== Data ==

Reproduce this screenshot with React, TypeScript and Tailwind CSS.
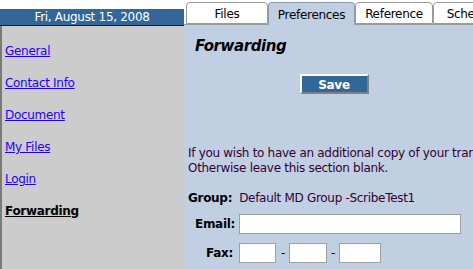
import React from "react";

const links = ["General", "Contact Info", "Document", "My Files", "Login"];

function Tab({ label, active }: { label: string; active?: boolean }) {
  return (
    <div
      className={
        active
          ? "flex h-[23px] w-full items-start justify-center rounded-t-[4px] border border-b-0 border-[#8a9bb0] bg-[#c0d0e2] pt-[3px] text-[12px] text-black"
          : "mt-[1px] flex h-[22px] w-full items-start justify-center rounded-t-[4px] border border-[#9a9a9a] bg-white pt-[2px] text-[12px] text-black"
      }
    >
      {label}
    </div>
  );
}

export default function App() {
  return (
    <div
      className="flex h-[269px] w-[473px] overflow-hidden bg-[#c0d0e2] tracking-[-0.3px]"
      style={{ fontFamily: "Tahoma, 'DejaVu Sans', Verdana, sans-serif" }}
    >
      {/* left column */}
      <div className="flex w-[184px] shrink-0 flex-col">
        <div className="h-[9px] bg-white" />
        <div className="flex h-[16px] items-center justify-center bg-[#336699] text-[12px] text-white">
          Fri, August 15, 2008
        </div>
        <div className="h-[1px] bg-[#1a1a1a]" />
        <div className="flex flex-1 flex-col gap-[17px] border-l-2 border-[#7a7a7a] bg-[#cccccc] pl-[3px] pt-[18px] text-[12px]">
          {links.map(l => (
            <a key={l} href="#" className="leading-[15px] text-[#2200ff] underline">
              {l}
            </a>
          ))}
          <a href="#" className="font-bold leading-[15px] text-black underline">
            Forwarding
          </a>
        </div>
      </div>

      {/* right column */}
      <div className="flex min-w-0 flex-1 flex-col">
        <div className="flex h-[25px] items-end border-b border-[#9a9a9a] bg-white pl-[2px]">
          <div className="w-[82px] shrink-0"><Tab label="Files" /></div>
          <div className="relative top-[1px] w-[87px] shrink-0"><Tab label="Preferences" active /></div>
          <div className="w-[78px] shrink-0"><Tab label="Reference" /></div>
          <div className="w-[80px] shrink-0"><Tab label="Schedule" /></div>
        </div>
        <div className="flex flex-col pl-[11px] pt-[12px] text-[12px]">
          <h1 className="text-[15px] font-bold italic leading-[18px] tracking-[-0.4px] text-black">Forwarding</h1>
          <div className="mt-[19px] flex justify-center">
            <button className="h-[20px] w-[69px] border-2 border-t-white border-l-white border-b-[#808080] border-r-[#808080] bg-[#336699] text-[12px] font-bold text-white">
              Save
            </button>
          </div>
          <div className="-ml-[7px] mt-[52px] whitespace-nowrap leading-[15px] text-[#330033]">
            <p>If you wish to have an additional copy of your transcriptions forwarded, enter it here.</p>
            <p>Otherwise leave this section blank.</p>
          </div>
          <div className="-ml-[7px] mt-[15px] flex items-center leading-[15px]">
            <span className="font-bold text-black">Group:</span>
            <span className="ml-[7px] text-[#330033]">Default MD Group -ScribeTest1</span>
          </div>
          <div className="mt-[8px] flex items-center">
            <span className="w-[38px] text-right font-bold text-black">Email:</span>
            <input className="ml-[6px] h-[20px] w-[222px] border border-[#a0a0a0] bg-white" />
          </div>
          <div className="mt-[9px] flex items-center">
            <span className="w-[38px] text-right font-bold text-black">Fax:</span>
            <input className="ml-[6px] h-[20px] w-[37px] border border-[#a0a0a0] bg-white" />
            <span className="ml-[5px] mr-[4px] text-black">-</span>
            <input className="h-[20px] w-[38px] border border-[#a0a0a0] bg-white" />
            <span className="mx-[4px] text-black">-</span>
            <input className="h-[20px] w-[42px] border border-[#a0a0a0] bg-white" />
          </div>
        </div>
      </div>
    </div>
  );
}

===
== Data ==

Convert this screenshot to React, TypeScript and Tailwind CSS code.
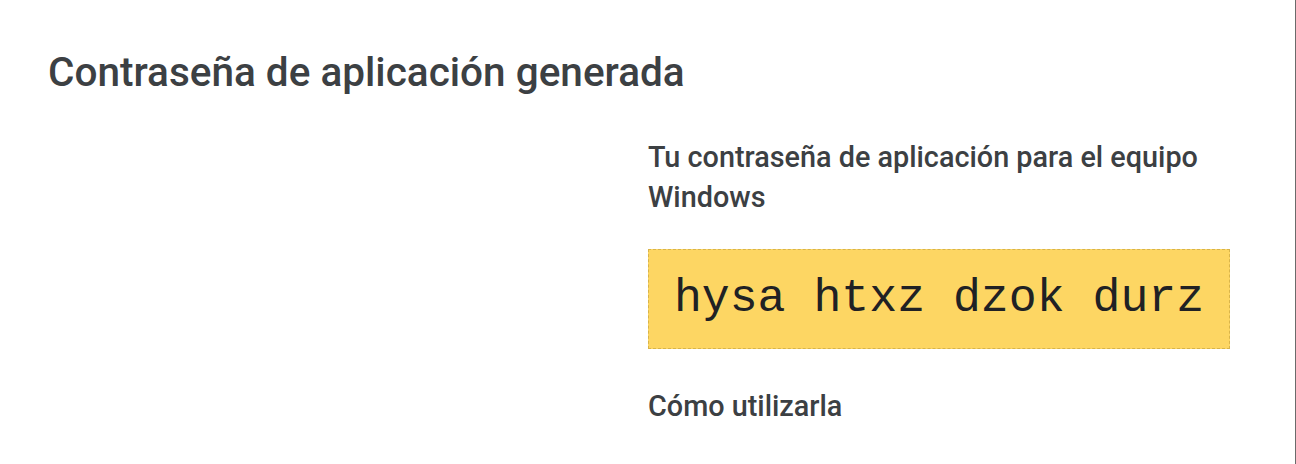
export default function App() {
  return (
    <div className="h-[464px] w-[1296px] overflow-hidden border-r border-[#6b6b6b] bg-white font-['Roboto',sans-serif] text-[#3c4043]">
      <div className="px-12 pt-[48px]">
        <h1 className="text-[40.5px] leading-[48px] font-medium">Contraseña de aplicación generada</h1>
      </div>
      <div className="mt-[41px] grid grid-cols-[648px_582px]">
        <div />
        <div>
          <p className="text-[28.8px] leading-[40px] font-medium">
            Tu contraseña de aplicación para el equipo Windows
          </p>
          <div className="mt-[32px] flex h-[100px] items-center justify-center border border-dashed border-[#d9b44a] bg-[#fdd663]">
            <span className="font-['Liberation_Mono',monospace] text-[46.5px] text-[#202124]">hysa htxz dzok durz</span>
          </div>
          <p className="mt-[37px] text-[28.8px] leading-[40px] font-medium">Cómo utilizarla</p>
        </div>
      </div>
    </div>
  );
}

===

▶ [Exercise brief] Count every line of the records that holds the string "React". Write only the total.

▶ [Response below] 3